BEGIN Stored rows

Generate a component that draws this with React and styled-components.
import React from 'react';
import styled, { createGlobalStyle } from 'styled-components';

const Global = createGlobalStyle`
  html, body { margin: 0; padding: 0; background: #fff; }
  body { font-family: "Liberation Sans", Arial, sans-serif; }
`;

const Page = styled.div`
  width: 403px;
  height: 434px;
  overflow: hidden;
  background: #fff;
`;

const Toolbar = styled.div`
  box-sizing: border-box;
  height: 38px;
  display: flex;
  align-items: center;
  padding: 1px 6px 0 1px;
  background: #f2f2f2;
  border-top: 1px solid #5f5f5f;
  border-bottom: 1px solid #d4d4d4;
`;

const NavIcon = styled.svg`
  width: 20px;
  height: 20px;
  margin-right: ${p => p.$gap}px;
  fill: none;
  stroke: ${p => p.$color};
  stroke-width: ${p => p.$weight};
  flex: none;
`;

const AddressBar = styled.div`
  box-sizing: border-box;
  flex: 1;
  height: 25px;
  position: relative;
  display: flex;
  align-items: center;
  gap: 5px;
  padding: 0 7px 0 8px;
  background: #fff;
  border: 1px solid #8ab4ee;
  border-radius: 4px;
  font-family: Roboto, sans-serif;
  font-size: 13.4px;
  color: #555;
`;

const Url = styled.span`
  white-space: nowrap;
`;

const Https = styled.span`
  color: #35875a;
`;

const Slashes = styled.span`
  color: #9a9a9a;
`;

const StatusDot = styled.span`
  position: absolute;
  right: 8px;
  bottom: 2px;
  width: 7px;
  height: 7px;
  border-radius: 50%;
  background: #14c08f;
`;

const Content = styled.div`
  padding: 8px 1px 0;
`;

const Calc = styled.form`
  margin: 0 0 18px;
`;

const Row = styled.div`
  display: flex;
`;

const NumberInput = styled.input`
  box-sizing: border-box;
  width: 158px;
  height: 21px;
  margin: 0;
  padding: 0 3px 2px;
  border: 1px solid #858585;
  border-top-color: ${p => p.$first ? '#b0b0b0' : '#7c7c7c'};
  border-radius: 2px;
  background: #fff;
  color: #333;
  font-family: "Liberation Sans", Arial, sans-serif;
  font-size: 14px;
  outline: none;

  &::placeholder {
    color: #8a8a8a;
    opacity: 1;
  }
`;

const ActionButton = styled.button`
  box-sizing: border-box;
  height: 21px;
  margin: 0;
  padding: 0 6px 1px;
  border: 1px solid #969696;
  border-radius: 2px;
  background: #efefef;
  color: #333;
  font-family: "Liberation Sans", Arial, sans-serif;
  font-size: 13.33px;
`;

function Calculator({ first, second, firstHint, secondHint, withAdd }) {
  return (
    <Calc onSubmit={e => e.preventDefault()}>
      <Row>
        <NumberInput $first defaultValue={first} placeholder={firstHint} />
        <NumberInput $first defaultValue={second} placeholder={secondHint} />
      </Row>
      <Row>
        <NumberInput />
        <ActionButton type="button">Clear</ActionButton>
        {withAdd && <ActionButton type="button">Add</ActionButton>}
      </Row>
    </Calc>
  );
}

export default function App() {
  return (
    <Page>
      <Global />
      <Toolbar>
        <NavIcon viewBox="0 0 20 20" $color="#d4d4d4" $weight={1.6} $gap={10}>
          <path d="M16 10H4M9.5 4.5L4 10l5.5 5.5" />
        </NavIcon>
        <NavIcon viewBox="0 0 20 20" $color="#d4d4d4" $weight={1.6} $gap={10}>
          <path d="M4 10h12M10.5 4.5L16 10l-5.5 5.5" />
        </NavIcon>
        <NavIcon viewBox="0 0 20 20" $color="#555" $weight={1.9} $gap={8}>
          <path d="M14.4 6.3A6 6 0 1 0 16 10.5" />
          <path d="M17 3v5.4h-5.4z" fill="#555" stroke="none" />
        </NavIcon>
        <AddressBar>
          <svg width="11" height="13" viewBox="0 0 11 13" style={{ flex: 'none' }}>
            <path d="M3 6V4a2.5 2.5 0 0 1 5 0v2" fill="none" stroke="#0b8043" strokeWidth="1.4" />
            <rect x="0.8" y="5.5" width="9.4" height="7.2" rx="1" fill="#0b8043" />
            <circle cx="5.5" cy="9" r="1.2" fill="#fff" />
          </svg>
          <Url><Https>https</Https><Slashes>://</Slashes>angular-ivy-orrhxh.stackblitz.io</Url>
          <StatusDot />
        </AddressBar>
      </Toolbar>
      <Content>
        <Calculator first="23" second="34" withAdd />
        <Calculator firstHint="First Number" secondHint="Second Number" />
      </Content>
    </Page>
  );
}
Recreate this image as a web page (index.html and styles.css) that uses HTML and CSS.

END Stored rows

Do this: Your task is to repeat the data exactly; please include every line.

Written reply:
Generate a component that draws this with React and styled-components.
import React from 'react';
import styled, { createGlobalStyle } from 'styled-components';

const Global = createGlobalStyle`
  html, body { margin: 0; padding: 0; background: #fff; }
  body { font-family: "Liberation Sans", Arial, sans-serif; }
`;

const Page = styled.div`
  width: 403px;
  height: 434px;
  overflow: hidden;
  background: #fff;
`;

const Toolbar = styled.div`
  box-sizing: border-box;
  height: 38px;
  display: flex;
  align-items: center;
  padding: 1px 6px 0 1px;
  background: #f2f2f2;
  border-top: 1px solid #5f5f5f;
  border-bottom: 1px solid #d4d4d4;
`;

const NavIcon = styled.svg`
  width: 20px;
  height: 20px;
  margin-right: ${p => p.$gap}px;
  fill: none;
  stroke: ${p => p.$color};
  stroke-width: ${p => p.$weight};
  flex: none;
`;

const AddressBar = styled.div`
  box-sizing: border-box;
  flex: 1;
  height: 25px;
  position: relative;
  display: flex;
  align-items: center;
  gap: 5px;
  padding: 0 7px 0 8px;
  background: #fff;
  border: 1px solid #8ab4ee;
  border-radius: 4px;
  font-family: Roboto, sans-serif;
  font-size: 13.4px;
  color: #555;
`;

const Url = styled.span`
  white-space: nowrap;
`;

const Https = styled.span`
  color: #35875a;
`;

const Slashes = styled.span`
  color: #9a9a9a;
`;

const StatusDot = styled.span`
  position: absolute;
  right: 8px;
  bottom: 2px;
  width: 7px;
  height: 7px;
  border-radius: 50%;
  background: #14c08f;
`;

const Content = styled.div`
  padding: 8px 1px 0;
`;

const Calc = styled.form`
  margin: 0 0 18px;
`;

const Row = styled.div`
  display: flex;
`;

const NumberInput = styled.input`
  box-sizing: border-box;
  width: 158px;
  height: 21px;
  margin: 0;
  padding: 0 3px 2px;
  border: 1px solid #858585;
  border-top-color: ${p => p.$first ? '#b0b0b0' : '#7c7c7c'};
  border-radius: 2px;
  background: #fff;
  color: #333;
  font-family: "Liberation Sans", Arial, sans-serif;
  font-size: 14px;
  outline: none;

  &::placeholder {
    color: #8a8a8a;
    opacity: 1;
  }
`;

const ActionButton = styled.button`
  box-sizing: border-box;
  height: 21px;
  margin: 0;
  padding: 0 6px 1px;
  border: 1px solid #969696;
  border-radius: 2px;
  background: #efefef;
  color: #333;
  font-family: "Liberation Sans", Arial, sans-serif;
  font-size: 13.33px;
`;

function Calculator({ first, second, firstHint, secondHint, withAdd }) {
  return (
    <Calc onSubmit={e => e.preventDefault()}>
      <Row>
        <NumberInput $first defaultValue={first} placeholder={firstHint} />
        <NumberInput $first defaultValue={second} placeholder={secondHint} />
      </Row>
      <Row>
        <NumberInput />
        <ActionButton type="button">Clear</ActionButton>
        {withAdd && <ActionButton type="button">Add</ActionButton>}
      </Row>
    </Calc>
  );
}

export default function App() {
  return (
    <Page>
      <Global />
      <Toolbar>
        <NavIcon viewBox="0 0 20 20" $color="#d4d4d4" $weight={1.6} $gap={10}>
          <path d="M16 10H4M9.5 4.5L4 10l5.5 5.5" />
        </NavIcon>
        <NavIcon viewBox="0 0 20 20" $color="#d4d4d4" $weight={1.6} $gap={10}>
          <path d="M4 10h12M10.5 4.5L16 10l-5.5 5.5" />
        </NavIcon>
        <NavIcon viewBox="0 0 20 20" $color="#555" $weight={1.9} $gap={8}>
          <path d="M14.4 6.3A6 6 0 1 0 16 10.5" />
          <path d="M17 3v5.4h-5.4z" fill="#555" stroke="none" />
        </NavIcon>
        <AddressBar>
          <svg width="11" height="13" viewBox="0 0 11 13" style={{ flex: 'none' }}>
            <path d="M3 6V4a2.5 2.5 0 0 1 5 0v2" fill="none" stroke="#0b8043" strokeWidth="1.4" />
            <rect x="0.8" y="5.5" width="9.4" height="7.2" rx="1" fill="#0b8043" />
            <circle cx="5.5" cy="9" r="1.2" fill="#fff" />
          </svg>
          <Url><Https>https</Https><Slashes>://</Slashes>angular-ivy-orrhxh.stackblitz.io</Url>
          <StatusDot />
        </AddressBar>
      </Toolbar>
      <Content>
        <Calculator first="23" second="34" withAdd />
        <Calculator firstHint="First Number" secondHint="Second Number" />
      </Content>
    </Page>
  );
}
Recreate this image as a web page (index.html and styles.css) that uses HTML and CSS.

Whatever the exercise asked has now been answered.